**WHAT IS NEEDED:**
Your task is to give the listing below back word for word, pictures excluded.

------------------------------------

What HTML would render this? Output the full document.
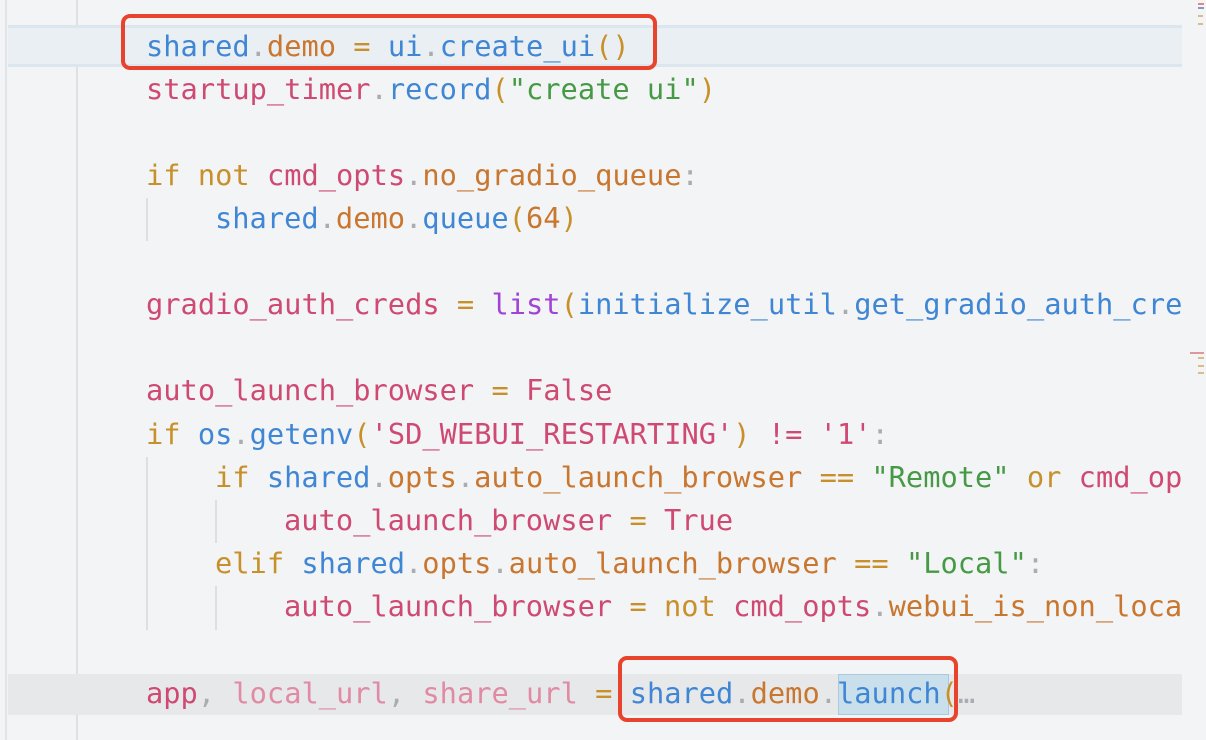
<!DOCTYPE html>
<html><head><meta charset="utf-8"><style>
html,body{margin:0;padding:0;}
body{width:1206px;height:740px;background:#f3f4f6;position:relative;overflow:hidden;font-family:"DejaVu Sans Mono","Liberation Mono",monospace;}
.l{position:absolute;left:146px;height:43px;line-height:43px;font-size:28.7px;white-space:pre;color:#333;}
.b{color:#3f86d4}.o{color:#c9762f}.p{color:#cf4a72}.k{color:#c8902a}.g{color:#479a45}.d{color:#a9acb0}.y{color:#c8902a}.v{color:#a044d6}.lp{color:#e08aa4}
.guide{position:absolute;width:2px;background:#dcdfe3;}
.box{position:absolute;border:4px solid #e8432d;border-radius:9px;box-sizing:border-box;}
</style></head><body>
<div class="guide" style="left:5px;top:0;height:740px;background:#e1e4e8"></div>
<div class="guide" style="left:76px;top:0;height:740px;background:#dde0e4"></div>
<div style="position:absolute;left:8px;top:25px;width:1174px;height:42px;background:#eaeff3;border-top:3px solid #dbe6ee;border-bottom:3px solid #dbe6ee;box-sizing:border-box"></div>
<div style="position:absolute;left:8px;top:674px;width:1174px;height:41px;background:#e7e8ea"></div>
<div style="position:absolute;left:838px;top:674px;width:111px;height:41px;background:#c9dfec;border:1px solid #a9cadd;box-sizing:border-box"></div>
<div class="guide" style="left:146px;top:198px;height:43px"></div>
<div class="guide" style="left:146px;top:457px;height:173px"></div>
<div class="guide" style="left:215px;top:500px;height:43px"></div>
<div class="guide" style="left:215px;top:586px;height:44px"></div>
<div style="position:absolute;left:1190px;top:115px;width:16px;height:3px;background:#111"></div>

<div class="l" style="top:25px"><span class="b">shared</span><span class="d">.</span><span class="o">demo</span> <span class="y">=</span> <span class="b">ui</span><span class="d">.</span><span class="b">create_ui</span><span class="y">()</span></div>
<div class="l" style="top:68px"><span class="p">startup_timer</span><span class="d">.</span><span class="b">record</span><span class="y">(</span><span class="g">"create ui"</span><span class="y">)</span></div>
<div class="l" style="top:154px"><span class="k">if</span> <span class="k">not</span> <span class="p">cmd_opts</span><span class="d">.</span><span class="o">no_gradio_queue</span><span class="d">:</span></div>
<div class="l" style="top:197px;left:215px"><span class="b">shared</span><span class="d">.</span><span class="o">demo</span><span class="d">.</span><span class="b">queue</span><span class="y">(</span><span class="o">64</span><span class="y">)</span></div>
<div class="l" style="top:283px"><span class="p">gradio_auth_creds</span> <span class="y">=</span> <span class="v">list</span><span class="y">(</span><span class="b">initialize_util</span><span class="d">.</span><span class="b">get_gradio_auth_cre</span></div>
<div class="l" style="top:369px"><span class="p">auto_launch_browser</span> <span class="y">=</span> <span class="p">False</span></div>
<div class="l" style="top:413px"><span class="k">if</span> <span class="b">os</span><span class="d">.</span><span class="b">getenv</span><span class="y">(</span><span class="p">'SD_WEBUI_RESTARTING'</span><span class="y">)</span> <span class="p">!=</span> <span class="p">'1'</span><span class="d">:</span></div>
<div class="l" style="top:456px;left:215px"><span class="k">if</span> <span class="b">shared</span><span class="d">.</span><span class="o">opts</span><span class="d">.</span><span class="o">auto_launch_browser</span> <span class="y">==</span> <span class="g">"Remote"</span> <span class="k">or</span> <span class="p">cmd_op</span></div>
<div class="l" style="top:499px;left:284px"><span class="p">auto_launch_browser</span> <span class="y">=</span> <span class="p">True</span></div>
<div class="l" style="top:542px;left:215px"><span class="k">elif</span> <span class="b">shared</span><span class="d">.</span><span class="o">opts</span><span class="d">.</span><span class="o">auto_launch_browser</span> <span class="y">==</span> <span class="g">"Local"</span><span class="d">:</span></div>
<div class="l" style="top:585px;left:284px"><span class="p">auto_launch_browser</span> <span class="y">=</span> <span class="k">not</span> <span class="p">cmd_opts</span><span class="d">.</span><span class="o">webui_is_non_loca</span></div>
<div class="l" style="top:672px"><span class="p">app</span><span class="d">,</span> <span class="lp">local_url</span><span class="d">,</span> <span class="lp">share_url</span> <span class="y">=</span> <span class="b">shared</span><span class="d">.</span><span class="o">demo</span><span class="d">.</span><span class="b">launch</span><span class="y">(</span><span class="d">…</span></div>
<div style="position:absolute;left:1182px;top:0;width:24px;height:740px;background:#f3f4f6"></div>
<div style="position:absolute;left:1198px;top:3px;width:6px;height:2px;background:#d88"></div>
<div style="position:absolute;left:1198px;top:7px;width:6px;height:2px;background:#89b"></div>
<div style="position:absolute;left:1198px;top:15px;width:5px;height:2px;background:#db8"></div>
<div style="position:absolute;left:1198px;top:23px;width:5px;height:2px;background:#db8"></div>
<div style="position:absolute;left:1190px;top:352px;width:14px;height:2px;background:#d99"></div>
<div style="position:absolute;left:1198px;top:357px;width:6px;height:2px;background:#db8"></div>
<div style="position:absolute;left:1198px;top:365px;width:6px;height:2px;background:#db8"></div>
<div style="position:absolute;left:1198px;top:372px;width:6px;height:2px;background:#db8"></div>

<div class="box" style="left:121px;top:14px;width:536px;height:56px"></div>
<div class="box" style="left:618px;top:656px;width:340px;height:66px"></div>
</body></html>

------------------------------------

**EXERCISE ANSWER:**
What HTML would render this? Output the full document.
<!DOCTYPE html>
<html><head><meta charset="utf-8"><style>
html,body{margin:0;padding:0;}
body{width:1206px;height:740px;background:#f3f4f6;position:relative;overflow:hidden;font-family:"DejaVu Sans Mono","Liberation Mono",monospace;}
.l{position:absolute;left:146px;height:43px;line-height:43px;font-size:28.7px;white-space:pre;color:#333;}
.b{color:#3f86d4}.o{color:#c9762f}.p{color:#cf4a72}.k{color:#c8902a}.g{color:#479a45}.d{color:#a9acb0}.y{color:#c8902a}.v{color:#a044d6}.lp{color:#e08aa4}
.guide{position:absolute;width:2px;background:#dcdfe3;}
.box{position:absolute;border:4px solid #e8432d;border-radius:9px;box-sizing:border-box;}
</style></head><body>
<div class="guide" style="left:5px;top:0;height:740px;background:#e1e4e8"></div>
<div class="guide" style="left:76px;top:0;height:740px;background:#dde0e4"></div>
<div style="position:absolute;left:8px;top:25px;width:1174px;height:42px;background:#eaeff3;border-top:3px solid #dbe6ee;border-bottom:3px solid #dbe6ee;box-sizing:border-box"></div>
<div style="position:absolute;left:8px;top:674px;width:1174px;height:41px;background:#e7e8ea"></div>
<div style="position:absolute;left:838px;top:674px;width:111px;height:41px;background:#c9dfec;border:1px solid #a9cadd;box-sizing:border-box"></div>
<div class="guide" style="left:146px;top:198px;height:43px"></div>
<div class="guide" style="left:146px;top:457px;height:173px"></div>
<div class="guide" style="left:215px;top:500px;height:43px"></div>
<div class="guide" style="left:215px;top:586px;height:44px"></div>
<div style="position:absolute;left:1190px;top:115px;width:16px;height:3px;background:#111"></div>

<div class="l" style="top:25px"><span class="b">shared</span><span class="d">.</span><span class="o">demo</span> <span class="y">=</span> <span class="b">ui</span><span class="d">.</span><span class="b">create_ui</span><span class="y">()</span></div>
<div class="l" style="top:68px"><span class="p">startup_timer</span><span class="d">.</span><span class="b">record</span><span class="y">(</span><span class="g">"create ui"</span><span class="y">)</span></div>
<div class="l" style="top:154px"><span class="k">if</span> <span class="k">not</span> <span class="p">cmd_opts</span><span class="d">.</span><span class="o">no_gradio_queue</span><span class="d">:</span></div>
<div class="l" style="top:197px;left:215px"><span class="b">shared</span><span class="d">.</span><span class="o">demo</span><span class="d">.</span><span class="b">queue</span><span class="y">(</span><span class="o">64</span><span class="y">)</span></div>
<div class="l" style="top:283px"><span class="p">gradio_auth_creds</span> <span class="y">=</span> <span class="v">list</span><span class="y">(</span><span class="b">initialize_util</span><span class="d">.</span><span class="b">get_gradio_auth_cre</span></div>
<div class="l" style="top:369px"><span class="p">auto_launch_browser</span> <span class="y">=</span> <span class="p">False</span></div>
<div class="l" style="top:413px"><span class="k">if</span> <span class="b">os</span><span class="d">.</span><span class="b">getenv</span><span class="y">(</span><span class="p">'SD_WEBUI_RESTARTING'</span><span class="y">)</span> <span class="p">!=</span> <span class="p">'1'</span><span class="d">:</span></div>
<div class="l" style="top:456px;left:215px"><span class="k">if</span> <span class="b">shared</span><span class="d">.</span><span class="o">opts</span><span class="d">.</span><span class="o">auto_launch_browser</span> <span class="y">==</span> <span class="g">"Remote"</span> <span class="k">or</span> <span class="p">cmd_op</span></div>
<div class="l" style="top:499px;left:284px"><span class="p">auto_launch_browser</span> <span class="y">=</span> <span class="p">True</span></div>
<div class="l" style="top:542px;left:215px"><span class="k">elif</span> <span class="b">shared</span><span class="d">.</span><span class="o">opts</span><span class="d">.</span><span class="o">auto_launch_browser</span> <span class="y">==</span> <span class="g">"Local"</span><span class="d">:</span></div>
<div class="l" style="top:585px;left:284px"><span class="p">auto_launch_browser</span> <span class="y">=</span> <span class="k">not</span> <span class="p">cmd_opts</span><span class="d">.</span><span class="o">webui_is_non_loca</span></div>
<div class="l" style="top:672px"><span class="p">app</span><span class="d">,</span> <span class="lp">local_url</span><span class="d">,</span> <span class="lp">share_url</span> <span class="y">=</span> <span class="b">shared</span><span class="d">.</span><span class="o">demo</span><span class="d">.</span><span class="b">launch</span><span class="y">(</span><span class="d">…</span></div>
<div style="position:absolute;left:1182px;top:0;width:24px;height:740px;background:#f3f4f6"></div>
<div style="position:absolute;left:1198px;top:3px;width:6px;height:2px;background:#d88"></div>
<div style="position:absolute;left:1198px;top:7px;width:6px;height:2px;background:#89b"></div>
<div style="position:absolute;left:1198px;top:15px;width:5px;height:2px;background:#db8"></div>
<div style="position:absolute;left:1198px;top:23px;width:5px;height:2px;background:#db8"></div>
<div style="position:absolute;left:1190px;top:352px;width:14px;height:2px;background:#d99"></div>
<div style="position:absolute;left:1198px;top:357px;width:6px;height:2px;background:#db8"></div>
<div style="position:absolute;left:1198px;top:365px;width:6px;height:2px;background:#db8"></div>
<div style="position:absolute;left:1198px;top:372px;width:6px;height:2px;background:#db8"></div>

<div class="box" style="left:121px;top:14px;width:536px;height:56px"></div>
<div class="box" style="left:618px;top:656px;width:340px;height:66px"></div>
</body></html>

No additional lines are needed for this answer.